As email archiving projects mature, risk mitigation will emerge as the primary objective. As discussed in the storage alert Separating email archiving technologies, the infrastructure email archiving and the exploitation of that archive to identify and mitigate risk have completely different characteristics, and will refresh on completely different cycles.
Email archiving infrastructure technologies and solutions will be common across most industries, and will respond to traditional and broad economies of scale. They will compete to be the platform of choice for the suppliers of exploiting technologies, and should be careful not to compete with these suppliers. New entrants such as Google and Microsoft are likely to exploit their distributed file services to offer web-based solutions. Outsourcing in general is likely to be a significant component of the industry.
Software based vendors that create solutions that identify and mitigate risk will compete based on the ability to integrate different sources of data and on specific industry knowledge. They will require and expect unfettered access to data sources such as an email archive, and will not support suppliers that compete with or impede them. The rewards for success are likely to be high and short term.
Action item: As the email archiving market realigns, vendors should choose where they compete carefully. Strategies that integrate infrastructure and risk analysis and mitigation technologies are unlikely to retain long-term economies of scale. Strategies that lock in customers by restricting their ability to exploit the data in the archive are very unlikely to retain traction.
If you're already using a service like Iron Mountain for offsite archiving (and even if you're not) it might make sense to consider outsourcing the archive. Organizations have many concerns from SOX to Bliley to Patriot Act, HIPPA and new Federal Rules of Civil Procedure. Keeping documents for a multi-year period --or emails forever in many cases for legal reasons-- is a big change that's occured over the past three to five years because emails are now considered legal documents.
Regulators often require companies to be able to bring up mission-critical applications and that often determines tiering requirements. For example, tier 1 mission-critical within six-to-twelve hours, tier 2 within twenty-four hours or tier 3 within seventy-two hours. Email often falls into tier 1 but after some number of days, they will often migrate to tier 2 or tier 3. This underscores the audit concerns organizations have and the need to make sure adequate processes are in place. Indeed, the lawyer community will often attack an organization's proceesses and procedures as a weak point in a case, sometimes flipping the burden of proof.

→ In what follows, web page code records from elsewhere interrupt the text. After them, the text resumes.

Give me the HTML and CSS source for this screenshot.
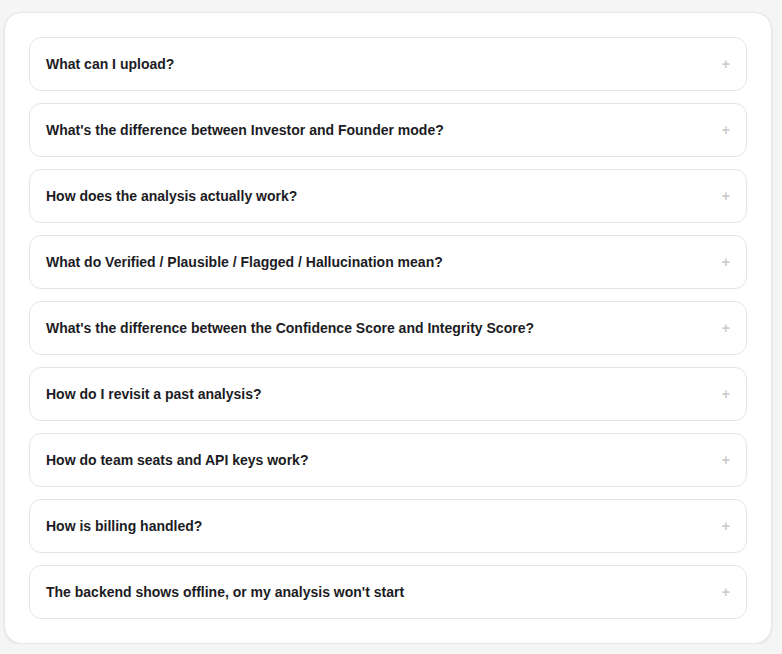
FILE: index.html
```html
<!DOCTYPE html>
<html lang="en">
<head>
  <meta charset="UTF-8" />
  <meta name="viewport" content="width=device-width, initial-scale=1.0"/>
  <title>FAQ</title>
  <link rel="stylesheet" href="styles.css">
</head>
<body>

  <!-- FAQ card -->
  <div class="faq-card">
    <div class="faq-item"><span>What can I upload?</span><span class="plus">+</span></div>
    <div class="faq-item"><span>What's the difference between Investor and Founder mode?</span><span class="plus">+</span></div>
    <div class="faq-item"><span>How does the analysis actually work?</span><span class="plus">+</span></div>
    <div class="faq-item"><span>What do Verified / Plausible / Flagged / Hallucination mean?</span><span class="plus">+</span></div>
    <div class="faq-item"><span>What's the difference between the Confidence Score and Integrity Score?</span><span class="plus">+</span></div>
    <div class="faq-item"><span>How do I revisit a past analysis?</span><span class="plus">+</span></div>
    <div class="faq-item"><span>How do team seats and API keys work?</span><span class="plus">+</span></div>
    <div class="faq-item"><span>How is billing handled?</span><span class="plus">+</span></div>
    <div class="faq-item"><span>The backend shows offline, or my analysis won't start</span><span class="plus">+</span></div>
  </div>

</body>
</html>
```

FILE: styles.css
```css
body {
  font-family: 'Liberation Sans', Arial, sans-serif;
  background: #f5f5f5;
  margin: 0;
  padding: 12px 10px 0 4px;
  color: #1c1c24;
}

.faq-card {
  background: #fff;
  border: 1px solid #e6e6e6;
  border-radius: 18px;
  box-shadow: 0 1px 3px rgba(0, 0, 0, 0.08);
  padding: 24px;
  display: flex;
  flex-direction: column;
  gap: 12px;
}

.faq-item {
  display: flex;
  justify-content: space-between;
  align-items: center;
  height: 52px;
  padding: 0 16px;
  border: 1px solid #e4e4e4;
  border-radius: 12px;
  font-size: 14px;
  font-weight: bold;
}

.plus {
  color: #cccccc;
  font-size: 14px;
  font-weight: bold;
  line-height: 1;
}
```
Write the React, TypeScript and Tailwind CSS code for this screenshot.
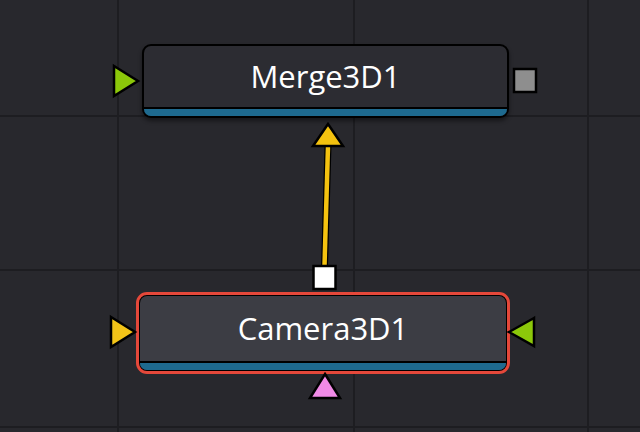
const gridX = [117, 353, 587];
const gridY = [115, 269, 426];

function Ports() {
  return (
    <svg className="absolute inset-0 pointer-events-none" width={640} height={432} viewBox="0 0 640 432">
      {/* link Camera3D1 -> Merge3D1 */}
      <line x1={324.5} y1={266} x2={328} y2={146} stroke="#000" strokeWidth={7} />
      <line x1={324.5} y1={266} x2={328} y2={146} stroke="#f4c20f" strokeWidth={4.5} />
      <polygon points="328,124 343,146 313,146" fill="#f4c20f" stroke="#000" strokeWidth={2.5} strokeLinejoin="miter" />

      {/* Merge3D1 ports */}
      <polygon points="114,66 138,81 114,96" fill="#8cc80a" stroke="#000" strokeWidth={2.5} />
      <rect x={514} y={69} width={22} height={23} fill="#8e8e8e" stroke="#000" strokeWidth={2.5} />

      {/* Camera3D1 ports */}
      <rect x={313.5} y={266} width={22} height={23} fill="#fff" stroke="#000" strokeWidth={2.5} />
      <polygon points="111,317 135,332 111,347" fill="#f2c418" stroke="#000" strokeWidth={2.5} />
      <polygon points="534,318 509,332 534,346" fill="#8cc80a" stroke="#000" strokeWidth={2.5} />
      <polygon points="325,374 340,398 310,398" fill="#f08ae6" stroke="#000" strokeWidth={2.5} />
    </svg>
  );
}

function Node({ label, selected }: { label: string; selected?: boolean }) {
  return (
    <div
      className={
        selected
          ? 'h-full rounded-[11px] border-[3px] border-[#e5483a] bg-black p-px'
          : 'h-full rounded-[9px] bg-black p-[2px] shadow-[0_3px_4px_rgba(0,0,0,0.45)]'
      }
    >
      <div
        className={
          'h-full flex flex-col rounded-[7px] overflow-hidden ' + (selected ? 'bg-[#3c3d44]' : 'bg-[#2c2c32]')
        }
      >
        <div className="flex-1 flex items-center justify-center text-[31px] font-medium text-white font-['Open_Sans',sans-serif] leading-none">
          {label}
        </div>
        <div className="h-[9px] border-t-2 border-black bg-[#1e6a8f]" />
      </div>
    </div>
  );
}

export default function App() {
  return (
    <div className="relative w-[640px] h-[432px] overflow-hidden bg-[#28282d]">
      {gridX.map((x) => (
        <div key={'x' + x} className="absolute top-0 bottom-0 w-[2px] bg-[#1d1d21]" style={{ left: x }} />
      ))}
      {gridY.map((y) => (
        <div key={'y' + y} className="absolute left-0 right-0 h-[2px] bg-[#1d1d21]" style={{ top: y }} />
      ))}

      <div className="absolute left-[142px] top-[44px] w-[367px] h-[74px]">
        <Node label="Merge3D1" />
      </div>
      <div className="absolute left-[136px] top-[292px] w-[374px] h-[82px]">
        <Node label="Camera3D1" selected />
      </div>

      <Ports />
    </div>
  );
}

Outourcing the archive can, for somewhere between $3 - $7 per user per month get the SLA guarantees required to support these applications that internal IT may not be able to (or want to) worry about. Service level agreements here might include factors like the data hasn't been tampered with, all emails have been captured, procedures are in place and followed correctly, etc. The outsourcing vendor may not have all the bells and whistles functionality but process-wiese they're probably pretty up-to-date.
Action Item: Because risk reduction is the primary driver for email archiving, third party services should be considered as viable options to source the archive. This will allow organizations to more quickly deliver on the promises of the archiving initiative.